At speeds above 40mph the pedestrian passes on to or over the roof of the vehicle, he said.

At lower speeds, in the 20mph to 30mph range, the pedestrian is rolled on to the bonnet, then knocked forwards and away as the vehicles brakes.

Mr Natt said: “At speeds of 12mph or less, however, the pedestrian is pushed forwards down on to the road ahead of the vehicle, which then runs over them, causing serious injury or even death. Children, due to their height, are even more at risk.

Like the MIT experiment, he’s presenting various options. Unfortunately, none of these options include not being hit by a car at all. So what is his idea for reducing the number of people killed by the drivers of motor vehicles? Easy! Pedestrians need to obey the Green Cross Code and York needs more railings to stop people walking into the road.

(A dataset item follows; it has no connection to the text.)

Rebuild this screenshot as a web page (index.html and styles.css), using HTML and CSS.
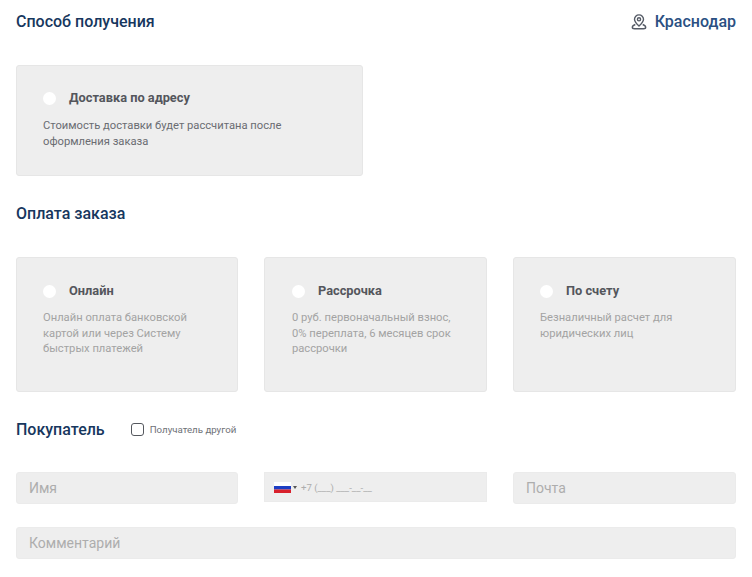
FILE: index.html
```html
<!DOCTYPE html>
<html lang="ru">
<head>
<meta charset="utf-8">
<title>Оформление заказа</title>
<link rel="stylesheet" href="styles.css">
</head>
<body>
<main class="page">
  <header class="head-row">
    <h2 class="title">Способ получения</h2>
    <a class="city">
      <svg class="pin" viewBox="0 0 16 16" width="16" height="16" fill="none" stroke="#555b66" stroke-width="1.4">
        <path d="M8 .9C5.400.9 3.500 2.800 3.500 5.300 3.500 7.800 6 10.300 8 12.100c2-1.800 4.500-4.300 4.500-6.800C12.500 2.800 10.600.9 8 .9z"/>
        <circle cx="8" cy="5.300" r="1.600"/>
        <path d="M4.300 10.500C2.500 11.200 1.300 12.200 1.300 13.300c0 .9 1 1.500 2.200 1.500h9c1.200 0 2.200-.6 2.200-1.500 0-1.100-1.200-2.100-3-2.800"/>
      </svg>
      <span>Краснодар</span>
    </a>
  </header>

  <section class="delivery">
    <div class="card card-delivery">
      <div class="card-top"><span class="radio"></span><span class="card-name">Доставка по адресу</span></div>
      <p class="card-text dark">Стоимость доставки будет рассчитана после оформления заказа</p>
    </div>
  </section>

  <h2 class="title pay-title">Оплата заказа</h2>

  <section class="pay-grid">
    <div class="card card-pay">
      <div class="card-top"><span class="radio"></span><span class="card-name">Онлайн</span></div>
      <p class="card-text">Онлайн оплата банковской картой или через Систему быстрых платежей</p>
    </div>
    <div class="card card-pay">
      <div class="card-top"><span class="radio"></span><span class="card-name">Рассрочка</span></div>
      <p class="card-text">0 руб. первоначальный взнос, 0% переплата, 6 месяцев срок рассрочки</p>
    </div>
    <div class="card card-pay">
      <div class="card-top"><span class="radio"></span><span class="card-name">По счету</span></div>
      <p class="card-text">Безналичный расчет для юридических лиц</p>
    </div>
  </section>

  <div class="buyer-row">
    <h2 class="title">Покупатель</h2>
    <label class="check"><span class="box"></span><span>Получатель другой</span></label>
  </div>

  <section class="form-grid">
    <div class="field">Имя</div>
    <div class="field phone">
      <svg class="flag" viewBox="0 0 17 11" width="17" height="11"><rect width="17" height="4" fill="#fff"/><rect y="4" width="17" height="3.500" fill="#1d3fc4"/><rect y="7.500" width="17" height="3.500" fill="#d8202c"/></svg>
      <span class="caret"></span>
      <span class="mask">+7 (___) ___-__-__</span>
    </div>
    <div class="field">Почта</div>
    <div class="field wide">Комментарий</div>
  </section>
</main>
</body>
</html>
```
FILE: styles.css
```css
* { box-sizing: border-box; }
html, body { margin: 0; background: #fff; }
body { font-family: Roboto, "Liberation Sans", sans-serif; }
.page { width: 752px; height: 577px; overflow: hidden; padding: 12px 16px 0; }
.head-row { display: flex; justify-content: space-between; align-items: center; height: 20px; }
.title { margin: 0; font-size: 16px; line-height: 20px; font-weight: 500; color: #17375e; }
.city { display: flex; align-items: center; gap: 8px; font-size: 16px; line-height: 20px; font-weight: 500; color: #2a5082; }
.pin { display: block; }
.delivery { margin-top: 33px; }
.card { background: #eeeeee; border: 1px solid #e6e6e6; border-radius: 3px; padding: 24px 26px 0; }
.card-delivery { width: 347px; height: 111px; }
.card-top { display: flex; align-items: center; height: 16px; }
.radio { width: 13px; height: 13px; border-radius: 50%; background: #fff; margin-right: 13px; flex: none; }
.card-name { font-size: 12.8px; font-weight: 700; color: #54565c; line-height: 16px; }
.card-text { margin: 12px 0 0; font-size: 11.2px; line-height: 15.5px; color: #a3a3a3; }
.card-text.dark { color: #6a6c72; }
.pay-title { margin-top: 28px; }
.pay-grid { margin-top: 33px; display: grid; grid-template-columns: 222px 223px 223px; column-gap: 26px; }
.card-pay { height: 135px; padding-top: 25px; }
.card-pay .card-text { margin-top: 11px; }
.card-pay:nth-child(2) { padding-left: 27px; }
.buyer-row { display: flex; align-items: center; margin-top: 28px; height: 20px; }
.check { display: flex; align-items: center; gap: 6px; margin-left: 26px; margin-top: -1px; font-size: 9.7px; color: #6e7076; }
.box { width: 13px; height: 13px; border: 1.5px solid #55585e; border-radius: 3px; background: #fff; }
.form-grid { margin-top: 32px; display: grid; grid-template-columns: 222px 223px 223px; column-gap: 26px; row-gap: 23px; }
.field { height: 32px; background: #eeeeee; border: 1px solid #ebebeb; border-radius: 3px; padding: 0 12px; display: flex; align-items: center; font-size: 14px; color: #adadad; }
.phone { height: 30px; border-radius: 0; padding: 0 9px; font-size: 9.6px; }
.wide { grid-column: 1 / -1; }
.flag { display: block; }
.caret { width: 0; height: 0; border-left: 2px solid transparent; border-right: 2px solid transparent; border-top: 3px solid #555; margin: 0 4px 0 2px; }
```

You can’t come to that conclusion without taking it for granted that roads belong to cars and everybody else is there on sufferance. It’s exactly the same assumption that underlies the whole concept of jaywalking as a crime. And this sense of entitlement is framing our choices by making it look like they’re not choices. So we teach children to wait for the green man even though he won’t stick around long enough for them to cross without hurrying. We accept that most of the transport budget will go towards roads and motorways that will be mainly or exclusively used by cars, while active travel campaigners focus on asking for an extra percent or two. We accept that the public health impact of air pollution, mostly caused by cars, is costing the NHS about 16% of its total budget.

Back to the original trolley thought experiment. Here, it goes without saying that the person with their hand on the lever doesn’t want anybody to die and would save everybody if they could, but that the only two options available are both terrible. That’s precisely why it’s a difficult ethical dilemma.

But I don’t want to discuss the ethical problem of letting five hypothetical people be killed when five real people are killed every single day on British roads. In the real world, a kind of trolley dilemma plays out daily, but in this version the decisions are about a trade-off between saving lives and other priorities. As a society, we keep deciding that other things are more important than saving lives. And so those five people go over and over again to their “inevitable” deaths.